Indeed, even when bringing forward multi-storey warehousing, planners and local authorities forget: ‘that this is not an occupier choice’.
“In an ideal world a logistics occupier would choose a tried and tested route known to be efficient and the only reason why they do take the space [multi-storey/mixed use] is in the absence of any other choice.”
Laird says: “Ultimately, the elements that make up an ideal urban hub vary from business to business and as such, urban logistics are becoming increasingly varied in terms of both markets and applications.
“There is an increased need for small urban consolidation and dispatch centres, in particular. Meanwhile, lower-quality retail sites have also been converted to logistics space, meeting many of the requirements needed for last-mile uses.”
But as Tessa English, director of industrial and logistics research at JLL, notes: “Retail parks are being considered to accommodate all types of industrial occupier because there is a dearth of industrial stock in the first place. Over the past 20 years there has been consistent lack of speculative small and multi-let industrial space constructed but demand for industrial space in urban areas has been robust.”
Holistic approach
Mofid notes: “The vacancy rate for urban logistics space is really low in London – less than 3%.”It seems as though the sector is at an impasse – at the same time as local authorities and politicians try to discourage logistics from entering the cities and alternative land uses such as residential and offices are pushing logistics out, the need for a last-mile solution increases exponentially as the residential population gets denser.
For Bellman there is but one solution: “Local authorities need to look for a holistic approach because this is coming down the road at speed and without clear thinking, we are going to have issues.”
Outtrim agrees: “Urban logistics/last mile is an issue that needs to be addressed; it is a vital urban service, and it is time that is understood.”
One company that is meeting the issue head on is Quintain. It is the developer investor behind Wembley Park, an 85-acre development in north-west London incorporating the UK’s largest build-to-rent scheme, which when complete will consist of 5,000 new homes. A further 3,500 homes will have been built for shared ownership and for sale. It will also incorporate up to 5,000,000ft2 of mixed development including the London Designer Outlet as well Wembley Stadium itself.
Jason Margrave, executive director of development at Quintain, says: “We have residential units, commercial offices and shops as well as the London Designer Outlet and all these uses generate deliveries – the challenge for us is to manage this going forward.

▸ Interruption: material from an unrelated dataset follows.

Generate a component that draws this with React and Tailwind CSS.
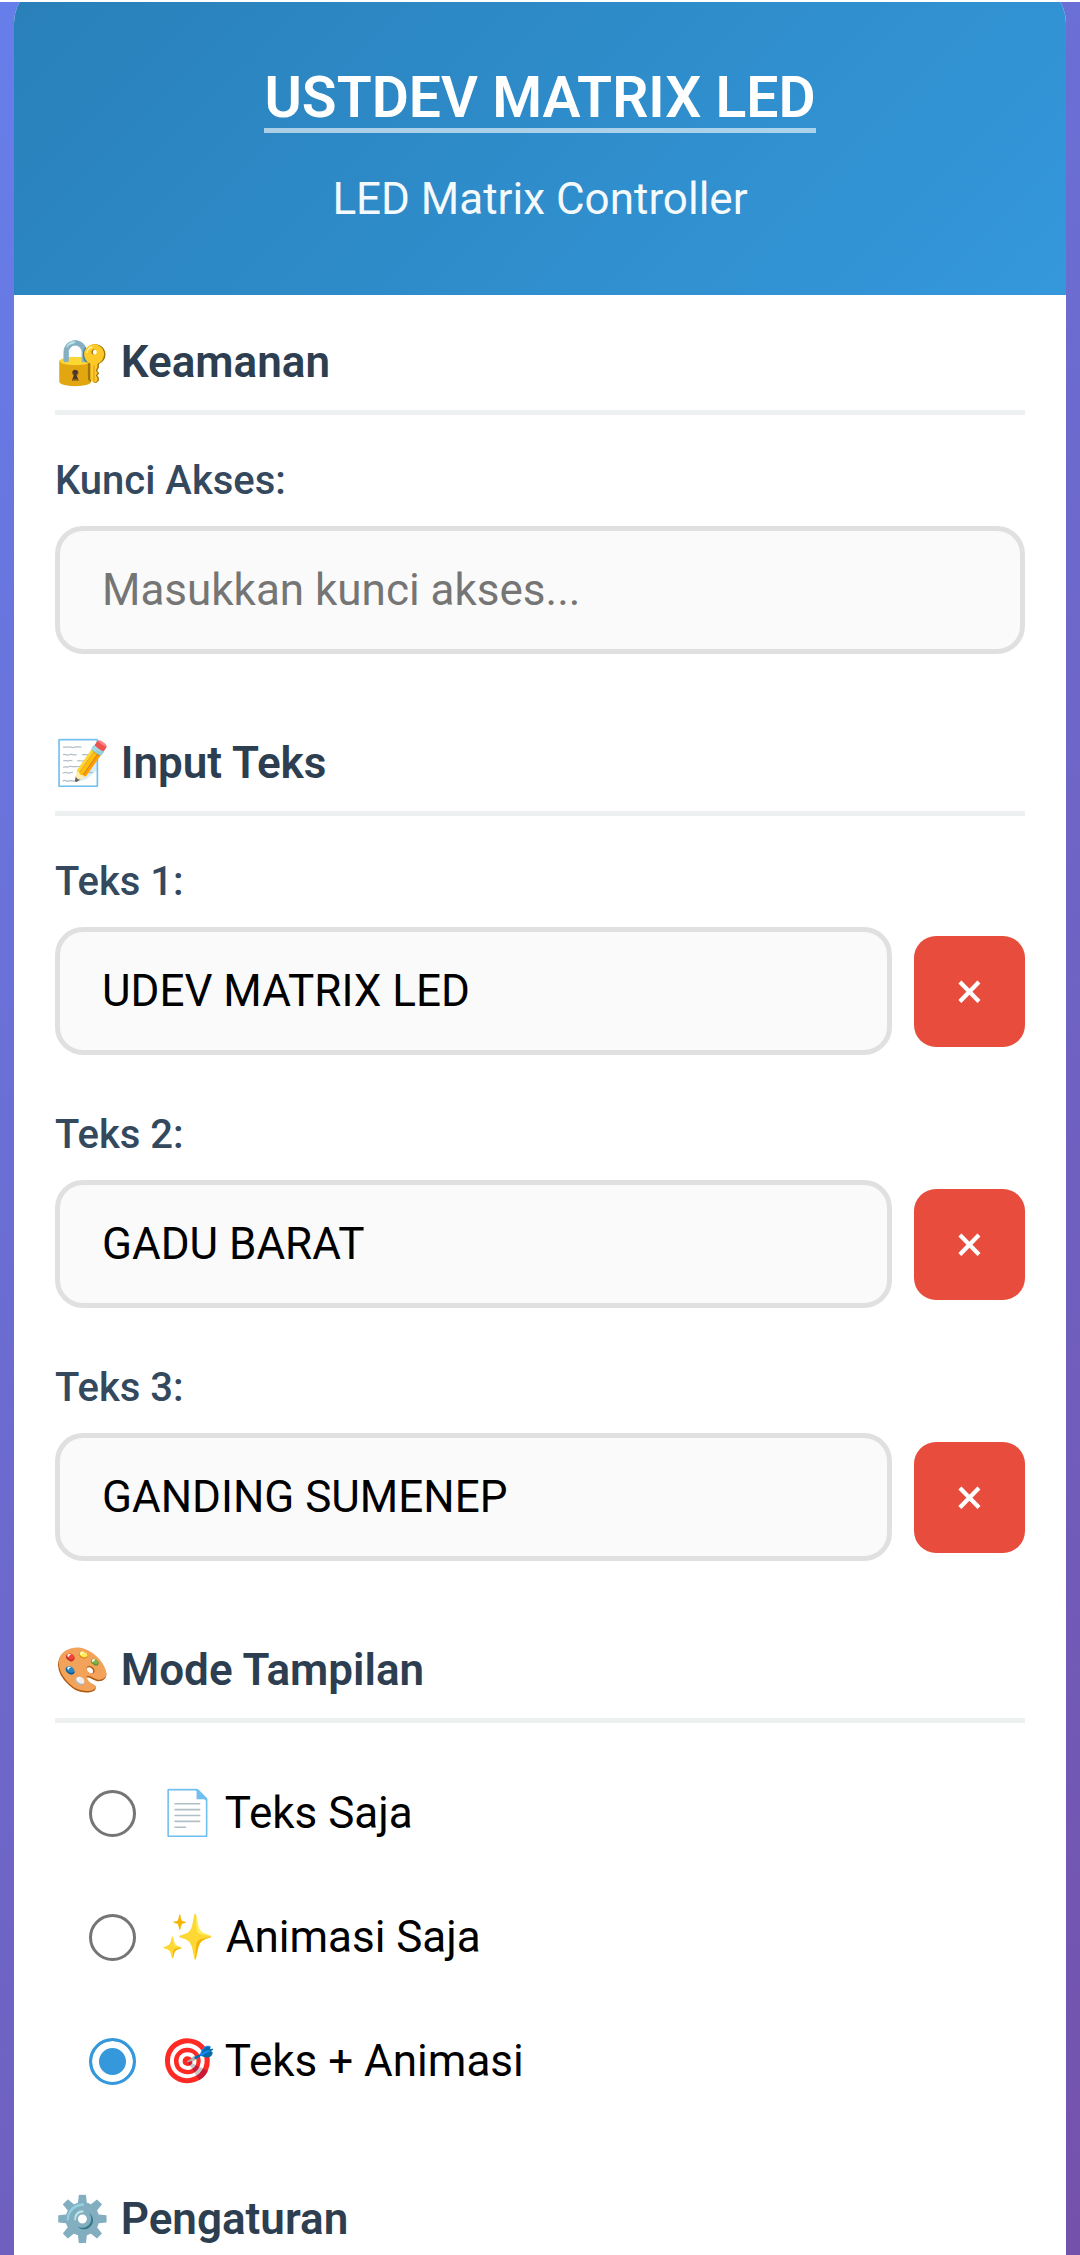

“An average plot in Wembley yields 50-90 deliveries a day and that is putting a strain on the estate. Couriers clog up the roads and double park, concierges are under duress to accept the parcel deliveries all day and then we have to provide parcel storage, and all this has been growing exponentially and it is not sustainable. We have yet to crack the solution but there is a solution.”
In June 2017 Quintain began a joint research project with the London School of Economics (LSE). The research involved students on the LSE’s Executive MSc in Cities programme exploring three issues facing the developer at Wembley: building a community made up predominantly of renters; how the benefits of regeneration spread throughout a borough, so the new estate is accessible to the wider community; and the accommodation of mobility trends.
The use of on-site consolidation centres was key to the research’s findings for how to manage both the delivery of construction materials during the build phases and parcel storage/distribution thereafter to service the predicted 20,000 residents who will live at Wembley Park upon completion.
“Our consolidation facilities at Wembley Park have been vital in supporting our site-wide logistics during these intense years of development,” says Margrave.
“We have two facets to our construction consolidation facilities: a holding area and a construction logistics hub. Large delivery vehicles are required to check in at our holding area with Alandale, our logistics partners, until we are ready to take the deliveries on site; we’ve had around 180,000 vehicles check in there since January 2017. “At peak times we’ve accepted 9,000 vehicles a month – illustrating the vital need for putting consolidation systems in place.
Whilst Wembley Park goes through such an incredible period of transformation, it is vitally important that construction is carried out in a safe and c on sider ate w ay.”
Alleviating congestion
According to Margrave, having the provision of a consolidation centre is invaluable to developers such as Quintain: “The facility helps to streamline the distribution of materials through the supply chain and throughout our various developments thus promoting efficiency in that final mile across large sites and minimising disruption to the environment and local community by significantly reducing vehicle movements.
“Our construction logistics hub, however, is where small deliveries are directed. We consolidate these items and take them on a ‘milk run’ around the estate as and when required. This includes everything from pipes to pallets of paper for our Wembley Park offices.
“It is this kind of longer-term facility that we are now investigating in order to alleviate congestion from postal and courier deliveries across the estate. It is expected that for every seven residential homes at Wembley Park, an average of one parcel will arrive on site per day – equating to an expected 1,214 deliveries a day upon the estate’s completion.”
Consolidation centres are nothing new but what is new is the realisation that a development of this scale cannot be run effectively without strategic thinking and planning ahead regarding last-mile deliveries and providing space to facilitate them efficiently in order to protect the public realm going forwards.
Sleeman notes: “Consolidation centres are a partial solution in most cases if you are trying to bolt one on after the event, but if it is planned as part of the urban architecture at the very outset, then the solution is very much easier.”
Regarding the dedicated consolidation centre at Wembley Park, Margarve adds: “Exactly how it will be run, whether we do it ourselves or work with a commercial operator, has yet to be decided but what we do know is that we know what the issues are and we can plan for them going forwards.”